The OWASP Flagship designation is given to projects that have demonstrated superior maturity, established quality, and strategic value to OWASP and application security as a whole. Eligible projects are selected from the OWASP Labs project pool. This selection process generally ensures that there is only one project of each type covering any particular security space. OWASP Flagship projects represent projects that are not only mature, but are also projects that OWASP as an organization provides direct support to maintaining. The core mission of OWASP is to make application security visible and so as an organization, OWASP has a vested interest in the success of its Flagship projects. Since Flagship projects have such high visibility, these projects are expected to uphold the most stringent requirements of all OWASP Projects.

The project must fill all of the following criteria to become a OWASP Flagship project.
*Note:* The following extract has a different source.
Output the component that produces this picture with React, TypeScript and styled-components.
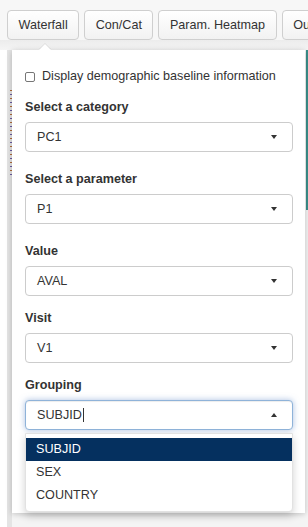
import React from "react";
import styled, { createGlobalStyle } from "styled-components";

const GlobalStyle = createGlobalStyle`
  * { box-sizing: border-box; }
  body {
    margin: 0;
    background: #f7f7f7;
    font-family: "Liberation Sans", Arial, sans-serif;
    color: #333;
    font-size: 12.6px;
  }
`;

const tabs = ["Waterfall", "Con/Cat", "Param. Heatmap", "Outliers"];

const fields = [
  { label: "Select a category", value: "PC1", gap: 17 },
  { label: "Select a parameter", value: "P1", gap: 17 },
  { label: "Value", value: "AVAL", gap: 12 },
  { label: "Visit", value: "V1", gap: 12 },
];

const options = ["SUBJID", "SEX", "COUNTRY"];

export default function App() {
  return (
    <>
      <GlobalStyle />
      <Page>
        <TabBar>
          {tabs.map((t) => (
            <TabButton key={t}>{t}</TabButton>
          ))}
        </TabBar>

        <Stage>
          <Gutter />
          <AxisStrip>
            <AxisDots />
          </AxisStrip>
          <PlotArea>
            <TealEdge />
          </PlotArea>

          <Popover>
            <Arrow />
            <CheckRow>
              <CheckBox />
              <span>Display demographic baseline information</span>
            </CheckRow>

            {fields.map((f) => (
              <Group key={f.label} $gap={f.gap}>
                <Label>{f.label}</Label>
                <SelectBox>
                  <span>{f.value}</span>
                  <Caret />
                </SelectBox>
              </Group>
            ))}

            <Group $gap={0}>
              <Label>Grouping</Label>
              <SelectBox $focused>
                <span>
                  SUBJID<Cursor />
                </span>
                <Caret $up />
              </SelectBox>
              <Dropdown>
                {options.map((o, i) => (
                  <Option key={o} $active={i === 0}>
                    {o}
                  </Option>
                ))}
              </Dropdown>
            </Group>
          </Popover>
        </Stage>
      </Page>
    </>
  );
}

const Page = styled.div`
  width: 308px;
  height: 527px;
  overflow: hidden;
  display: flex;
  flex-direction: column;
`;

const TabBar = styled.div`
  display: flex;
  gap: 5px;
  padding: 10px 0 0 7px;
  height: 40px;
  white-space: nowrap;
  overflow: hidden;
`;

const TabButton = styled.button`
  flex: none;
  height: 30px;
  padding: 0 10.5px;
  border: 1px solid #cfcfcf;
  border-radius: 4px;
  background: linear-gradient(#ffffff, #f2f2f2);
  font-family: inherit;
  font-size: 12.6px;
  color: #333;
`;

const Stage = styled.div`
  position: relative;
  flex: 1;
  display: flex;
  background: linear-gradient(#ececec 0, #f5f5f5 10px);
`;

const Gutter = styled.div`
  width: 7px;
  margin-top: 10px;
  background: #fff;
`;

const AxisStrip = styled.div`
  width: 5px;
  margin-top: 10px;
  background: #e4e4e4;
  padding-top: 40px;
  display: flex;
  justify-content: flex-end;
`;

const AxisDots = styled.div`
  width: 2px;
  height: 85px;
  background: repeating-linear-gradient(
    #b06a3a 0 1px,
    transparent 1px 4px,
    #6a5aa0 4px 5px,
    transparent 5px 8px
  );
`;

const PlotArea = styled.div`
  flex: 1;
  margin-top: 10px;
  display: flex;
  justify-content: flex-end;
  background: #f4f4f4;
`;

const TealEdge = styled.div`
  width: 2px;
  height: 160px;
  background: #3a8f8a;
`;

const Popover = styled.div`
  position: absolute;
  top: 10px;
  left: 12px;
  width: 293px;
  height: 463px;
  background: #fff;
  box-shadow: 0 1px 6px rgba(0, 0, 0, 0.22);
  padding: 16px 12px 0 13px;
`;

const Arrow = styled.div`
  position: absolute;
  top: -6px;
  left: 27px;
  width: 0;
  height: 0;
  border-left: 6px solid transparent;
  border-right: 6px solid transparent;
  border-bottom: 6px solid #fff;
  filter: drop-shadow(0 -1px 0 rgba(0, 0, 0, 0.08));
`;

const CheckRow = styled.label`
  display: flex;
  align-items: center;
  gap: 7px;
  height: 20px;
  margin-bottom: 11px;
`;

const CheckBox = styled.span`
  width: 10px;
  height: 10px;
  margin-top: 1px;
  border: 1px solid #767676;
  border-radius: 2px;
  background: #fff;
`;

const Group = styled.div<{ $gap: number }>`
  display: flex;
  flex-direction: column;
  margin-bottom: ${(p) => p.$gap}px;
`;

const Label = styled.div`
  font-weight: bold;
  line-height: 20px;
  margin-bottom: 5px;
`;

const SelectBox = styled.div<{ $focused?: boolean }>`
  height: 30px;
  display: flex;
  align-items: center;
  justify-content: space-between;
  padding: 0 15px 0 11px;
  border: 1px solid ${(p) => (p.$focused ? "#8fb3d9" : "#ccc")};
  border-radius: 4px;
  background: #fff;
  box-shadow: ${(p) =>
    p.$focused
      ? "inset 0 1px 1px rgba(0,0,0,.075), 0 0 6px rgba(102,140,200,.55)"
      : "none"};
`;

const Caret = styled.span<{ $up?: boolean }>`
  width: 0;
  height: 0;
  border-left: 3.5px solid transparent;
  border-right: 3.5px solid transparent;
  ${(p) =>
    p.$up ? "border-bottom: 4px solid #333;" : "border-top: 4px solid #333;"}
`;

const Cursor = styled.span`
  display: inline-block;
  width: 1px;
  height: 14px;
  margin-left: 1px;
  vertical-align: -3px;
  background: #333;
`;

const Dropdown = styled.div`
  margin-top: 3px;
  height: 79px;
  padding-top: 4px;
  border: 1px solid #e2e2e2;
  border-radius: 0 0 4px 4px;
  background: #fff;
  box-shadow: 0 4px 8px rgba(0, 0, 0, 0.18);
`;

const Option = styled.div<{ $active?: boolean }>`
  height: 23px;
  line-height: 23px;
  padding-left: 10px;
  color: ${(p) => (p.$active ? "#fff" : "#333")};
  background: ${(p) => (p.$active ? "#05305f" : "transparent")};
`;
It is essential for a OWASP Flagship project to have:

  • Considerable number of users and contributors
  • Considerable number of commits and improvements in a time span of at least two years
  • A unique approach or proposition in application security
  • Exposure through security conferences
  • Use and acceptance by the community
  • Being used as reference in books and other resources

OWASP Labs projects represent projects that have delivered significant value. Leaders of OWASP Labs projects are expected to stand behind the quality of their projects as these projects have matured to the point where they are accepted by a significant portion of the OWASP community. While these projects are typically not production ready, the OWASP community expects that an OWASP Labs project leader is producing releases that are ready for mainstream usage. OWASP Labs projects are meant to be a collection of established projects that have gained community support and acclaim by undergoing the project review process.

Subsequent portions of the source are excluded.